***** Supplied material *****

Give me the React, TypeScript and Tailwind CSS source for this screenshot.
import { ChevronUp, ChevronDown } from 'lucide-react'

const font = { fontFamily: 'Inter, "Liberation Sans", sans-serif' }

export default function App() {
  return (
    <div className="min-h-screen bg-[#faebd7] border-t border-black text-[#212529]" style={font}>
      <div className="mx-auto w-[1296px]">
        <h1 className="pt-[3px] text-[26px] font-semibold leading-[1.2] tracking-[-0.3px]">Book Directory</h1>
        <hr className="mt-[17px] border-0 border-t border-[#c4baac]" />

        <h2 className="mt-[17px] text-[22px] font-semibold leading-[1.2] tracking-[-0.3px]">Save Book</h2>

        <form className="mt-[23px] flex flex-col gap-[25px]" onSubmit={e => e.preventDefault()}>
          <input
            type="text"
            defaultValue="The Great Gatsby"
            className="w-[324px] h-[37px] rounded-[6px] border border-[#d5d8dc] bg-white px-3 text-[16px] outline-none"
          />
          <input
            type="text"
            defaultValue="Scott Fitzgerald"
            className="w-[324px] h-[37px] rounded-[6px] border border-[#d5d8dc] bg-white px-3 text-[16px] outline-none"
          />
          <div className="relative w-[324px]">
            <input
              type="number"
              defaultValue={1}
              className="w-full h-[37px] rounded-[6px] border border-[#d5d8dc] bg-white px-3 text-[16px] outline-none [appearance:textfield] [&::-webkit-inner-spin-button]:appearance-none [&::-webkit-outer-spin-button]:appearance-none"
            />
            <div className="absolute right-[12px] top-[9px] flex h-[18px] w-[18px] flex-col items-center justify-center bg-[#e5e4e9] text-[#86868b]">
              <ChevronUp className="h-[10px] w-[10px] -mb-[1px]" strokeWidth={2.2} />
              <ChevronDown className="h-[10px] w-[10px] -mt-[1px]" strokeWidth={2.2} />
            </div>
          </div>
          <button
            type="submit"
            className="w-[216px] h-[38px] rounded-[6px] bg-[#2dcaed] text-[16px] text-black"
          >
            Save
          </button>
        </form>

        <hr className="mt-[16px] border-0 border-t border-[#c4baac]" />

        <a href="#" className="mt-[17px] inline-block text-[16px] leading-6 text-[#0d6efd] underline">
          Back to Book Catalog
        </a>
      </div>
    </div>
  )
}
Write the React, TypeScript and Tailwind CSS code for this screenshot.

*****

Please output the entries above, every line exactly as it reads.

Give me the React, TypeScript and Tailwind CSS source for this screenshot.
import { ChevronUp, ChevronDown } from 'lucide-react'

const font = { fontFamily: 'Inter, "Liberation Sans", sans-serif' }

export default function App() {
  return (
    <div className="min-h-screen bg-[#faebd7] border-t border-black text-[#212529]" style={font}>
      <div className="mx-auto w-[1296px]">
        <h1 className="pt-[3px] text-[26px] font-semibold leading-[1.2] tracking-[-0.3px]">Book Directory</h1>
        <hr className="mt-[17px] border-0 border-t border-[#c4baac]" />

        <h2 className="mt-[17px] text-[22px] font-semibold leading-[1.2] tracking-[-0.3px]">Save Book</h2>

        <form className="mt-[23px] flex flex-col gap-[25px]" onSubmit={e => e.preventDefault()}>
          <input
            type="text"
            defaultValue="The Great Gatsby"
            className="w-[324px] h-[37px] rounded-[6px] border border-[#d5d8dc] bg-white px-3 text-[16px] outline-none"
          />
          <input
            type="text"
            defaultValue="Scott Fitzgerald"
            className="w-[324px] h-[37px] rounded-[6px] border border-[#d5d8dc] bg-white px-3 text-[16px] outline-none"
          />
          <div className="relative w-[324px]">
            <input
              type="number"
              defaultValue={1}
              className="w-full h-[37px] rounded-[6px] border border-[#d5d8dc] bg-white px-3 text-[16px] outline-none [appearance:textfield] [&::-webkit-inner-spin-button]:appearance-none [&::-webkit-outer-spin-button]:appearance-none"
            />
            <div className="absolute right-[12px] top-[9px] flex h-[18px] w-[18px] flex-col items-center justify-center bg-[#e5e4e9] text-[#86868b]">
              <ChevronUp className="h-[10px] w-[10px] -mb-[1px]" strokeWidth={2.2} />
              <ChevronDown className="h-[10px] w-[10px] -mt-[1px]" strokeWidth={2.2} />
            </div>
          </div>
          <button
            type="submit"
            className="w-[216px] h-[38px] rounded-[6px] bg-[#2dcaed] text-[16px] text-black"
          >
            Save
          </button>
        </form>

        <hr className="mt-[16px] border-0 border-t border-[#c4baac]" />

        <a href="#" className="mt-[17px] inline-block text-[16px] leading-6 text-[#0d6efd] underline">
          Back to Book Catalog
        </a>
      </div>
    </div>
  )
}
Write the React, TypeScript and Tailwind CSS code for this screenshot.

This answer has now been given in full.